Morozov is used to battling in close spaces; he began training in mixed martial arts as a 3-year-old.

"When I was 3 years old, before playing hockey I was doing MMA," he said. "My parents just put me in there. My dad said, like, you've got to know how to fight."

Morozov wasn't exactly a cage fighter before he started kindergarten, with his MMA classes focused on learning basic tumbling and coordination, but he did enjoy the experience. Last summer, he did a bit more extensive MMA work before starting college.

"I still know the coach who was coaching me when I was 3 years old," Morozov said. "I asked my parents if I can do it for the offseason, just for fun, just to stay in shape a little bit, and I was doing that for two months."

This summer he'll work out at renowned trainer Ben Prentiss' facility in Stamford, Connecticut, and return to Miami in the fall to continue working toward his finance degree and the NHL.

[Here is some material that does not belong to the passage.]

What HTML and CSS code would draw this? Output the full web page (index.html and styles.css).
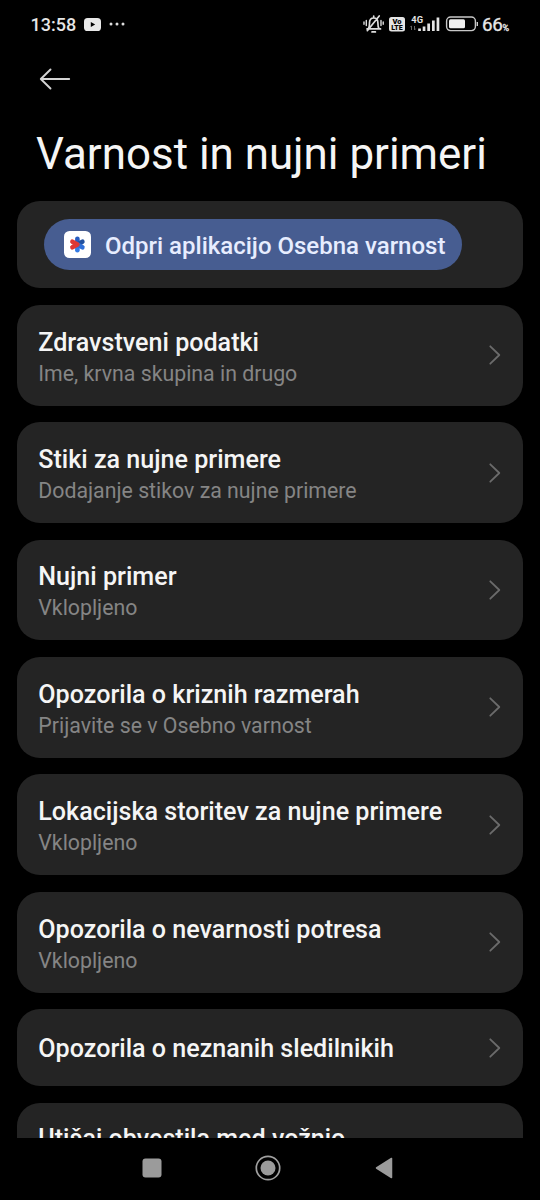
FILE: index.html
```html
<!DOCTYPE html>
<html lang="sl">
<head>
<meta charset="utf-8">
<title>Varnost in nujni primeri</title>
<link rel="stylesheet" href="styles.css">
</head>
<body>
<div class="screen">
  <header class="status">
    <span class="clock">13:58</span>
    <svg class="video" width="17" height="13" viewBox="0 0 17 13"><rect width="17" height="13" rx="3.6" fill="#e8e8e8"/><path d="M6.8 4v5l4.4-2.5z" fill="#000"/></svg>
    <svg class="dots" width="16" height="4" viewBox="0 0 16 4" fill="#ddd"><circle cx="2" cy="2" r="1.500"/><circle cx="8" cy="2" r="1.500"/><circle cx="14" cy="2" r="1.500"/></svg>
    <svg class="indicators" width="116" height="20" viewBox="362 14 116 20">
      <g fill="none" stroke="#dedede" stroke-width="1.700" stroke-linecap="round" stroke-linejoin="round">
        <path d="M367 28.900h13.500M368.500 28.400c1-1.500 1-3 1-5.400 0-3 1.700-5 4.200-5s4.200 2 4.200 5c0 2.400 0 3.900 1 5.400M373.700 16v1.600M372 31.900h3.400M367.300 30.700l11.900-14.700"/>
        <path d="M366.300 20.500v5M364 22v2.200M381 20.500v5M383.200 22v2.200" stroke-width="1.400"/>
      </g>
      <rect x="389" y="17" width="16" height="14.500" rx="2.500" fill="#e4e4e4"/>
      <g font-family="Roboto, sans-serif" font-weight="900">
        <text x="397" y="23.700" font-size="7.500" text-anchor="middle" fill="#000">Vo</text>
        <text x="397" y="30.200" font-size="7" text-anchor="middle" fill="#000">LTE</text>
        <text x="411.300" y="22.700" font-size="9.300" font-weight="700" fill="#e4e4e4">4G</text>
      </g>
      <path d="M411.500 30v-4M410.300 27.200l1.200-1.400M414.500 26v4M415.700 28.600l-1.200 1.400" stroke="#666" fill="none"/>
      <path d="M418.200 28.500h2.700V31h-2.700zM422.700 26.500h2.700V31h-2.700zM427.300 23.500h2.700V31h-2.700zM432 20.500h2.700V31H432zM436.600 17.500h2.700V31h-2.700z" fill="#e4e4e4"/>
      <rect x="446.600" y="17" width="28.800" height="13.600" rx="4" fill="none" stroke="#c8c8c8" stroke-width="1.400"/>
      <rect x="449" y="19.300" width="16" height="9" rx="1.500" fill="#eee"/>
      <path d="M477.300 22v4" stroke="#d0d0d0" stroke-width="1.400"/>
    </svg>
    <span class="percent">66<small>%</small></span>
  </header>
  <nav class="toolbar">
    <svg width="32" height="24" viewBox="0 0 32 24" fill="none" stroke="#d4d4d4" stroke-width="1.900" stroke-linecap="round" stroke-linejoin="round"><path d="M30.200 12H1.800M11.500 2.500L1.800 12l9.700 9.500"/></svg>
  </nav>
  <h1 class="title">Varnost in nujni primeri</h1>
  <main class="list">
    <section class="card launch">
      <a class="pill">
        <svg width="27" height="27" viewBox="0 0 27 27">
          <rect width="27" height="27" rx="5.500" fill="#fff"/>
          <g stroke-width="4.600" stroke-linecap="round">
            <path d="M13.400 13.500V7.700" stroke="#285cc0"/><path d="M13.400 13.500v5.800" stroke="#347be4"/>
            <path d="M13.400 13.500l5-2.800" stroke="#21509f"/><path d="M13.400 13.500l5 2.800" stroke="#2f6fd8"/>
            <path d="M8.400 10.700l5 2.800-5 2.800" stroke="#de3834" fill="none" stroke-linejoin="round"/>
          </g>
        </svg>
        <span>Odpri aplikacijo Osebna varnost</span>
      </a>
    </section>
    <section class="card"><div><h2>Zdravstveni podatki</h2><p>Ime, krvna skupina in drugo</p></div><svg class="chevron" viewBox="0 0 12 20"><path d="M1.300 1.300L10.300 10l-9 8.700"/></svg></section>
    <section class="card"><div><h2>Stiki za nujne primere</h2><p>Dodajanje stikov za nujne primere</p></div><svg class="chevron" viewBox="0 0 12 20"><path d="M1.300 1.300L10.300 10l-9 8.700"/></svg></section>
    <section class="card"><div><h2>Nujni primer</h2><p>Vklopljeno</p></div><svg class="chevron" viewBox="0 0 12 20"><path d="M1.300 1.300L10.300 10l-9 8.700"/></svg></section>
    <section class="card"><div><h2>Opozorila o kriznih razmerah</h2><p>Prijavite se v Osebno varnost</p></div><svg class="chevron" viewBox="0 0 12 20"><path d="M1.300 1.300L10.300 10l-9 8.700"/></svg></section>
    <section class="card"><div><h2>Lokacijska storitev za nujne primere</h2><p>Vklopljeno</p></div><svg class="chevron" viewBox="0 0 12 20"><path d="M1.300 1.300L10.300 10l-9 8.700"/></svg></section>
    <section class="card"><div><h2>Opozorila o nevarnosti potresa</h2><p>Vklopljeno</p></div><svg class="chevron" viewBox="0 0 12 20"><path d="M1.300 1.300L10.300 10l-9 8.700"/></svg></section>
    <section class="card single"><div><h2>Opozorila o neznanih sledilnikih</h2></div><svg class="chevron" viewBox="0 0 12 20"><path d="M1.300 1.300L10.300 10l-9 8.700"/></svg></section>
    <section class="card single last"><div><h2>Utišaj obvestila med vožnjo</h2></div></section>
  </main>
  <footer class="navbar">
    <svg width="20" height="20" viewBox="0 0 20 20"><rect x=".5" y=".5" width="19" height="19" rx="3" fill="#9b9b9b"/></svg>
    <svg width="26" height="26" viewBox="0 0 26 26"><circle cx="13" cy="13" r="11.700" fill="none" stroke="#a0a0a0" stroke-width="1.700"/><circle cx="13" cy="13" r="7.500" fill="#9b9b9b"/></svg>
    <svg width="18" height="22" viewBox="0 0 18 22"><path d="M16.500 1.500v19L1.500 11z" fill="#9b9b9b" stroke="#9b9b9b" stroke-width="1.500" stroke-linejoin="round"/></svg>
  </footer>
</div>
</body>
</html>
```
FILE: styles.css
```css
* { box-sizing: border-box; }
body { margin: 0; background: #000; font-family: Roboto, sans-serif; }
h1, h2, p { margin: 0; white-space: nowrap; }
svg { display: block; flex: none; }
.screen { width: 540px; height: 1200px; display: flex; flex-direction: column; overflow: hidden; color: #f5f5f5; }
.status { height: 48px; flex: none; display: flex; align-items: center; padding: 0 30px; color: #e6e6e6; }
.clock { font-size: 18px; font-weight: 500; width: 54px; padding: 1px 0 0 0.5px; }
.dots { margin-left: 8px; }
.indicators { margin-left: auto; }
.percent { width: 28px; margin-left: 4px; font-size: 18.8px; font-weight: 400; -webkit-text-stroke: 0.3px #e6e6e6; letter-spacing: -0.3px; white-space: nowrap; padding-top: 1px; }
.percent small { font-size: 9px; }
.toolbar { height: 62px; flex: none; display: flex; align-items: center; padding-left: 39px; }
.title { height: 90.6px; flex: none; padding-left: 36px; font-size: 43.9px; font-weight: 400; line-height: 88px; }
.list { flex: 1; min-height: 0; overflow: hidden; display: flex; flex-direction: column; gap: 16.6px; padding: 0 17px; }
.card { height: 100.8px; flex: none; border-radius: 23px; background: #242424; display: flex; align-items: center; justify-content: space-between; padding: 0 22px 0 21.3px; }
.card > div { padding-top: 5px; }
.card h2 { font-size: 25.1px; font-weight: 500; line-height: 31px; }
.card p { font-size: 21.3px; line-height: 31px; color: #858585; }
.card.single { height: 76.8px; }
.card.single > div { padding-top: 1.6px; }
.card.last > div { padding: 0 0 4px; }
.card.launch { height: 87.6px; padding: 0 27px; }
.pill { width: 418px; height: 51px; border-radius: 26px; background: #475d91; display: flex; align-items: center; gap: 14px; padding-left: 20px; color: #e7edff; font-size: 24px; font-weight: 500; white-space: nowrap; }
.pill span { padding-top: 2.5px; }
.chevron { width: 12px; height: 20px; fill: none; stroke: #6b6b6b; stroke-width: 1.8; stroke-linecap: round; stroke-linejoin: round; }
.navbar { height: 62px; flex: none; display: flex; align-items: center; padding-left: 142px; padding-bottom: 3px; gap: 93px; }
.navbar svg:last-child { margin-left: 1px; }
```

"He's going to get way stronger, he's going to be way better conditioned than he already is," Noreen said. "I think he's just scratching the surface. Obviously we all feel the next part is being able to take more of that 200-foot game, which is what everybody loves ... and create more offense. Use his physicality to get inside with the puck, use his physicality to get inside and find second and third opportunities at the net, use his size and strength to protect pucks down low and extend offensive possession. And then also use it to get more pucks back so he can play more offense."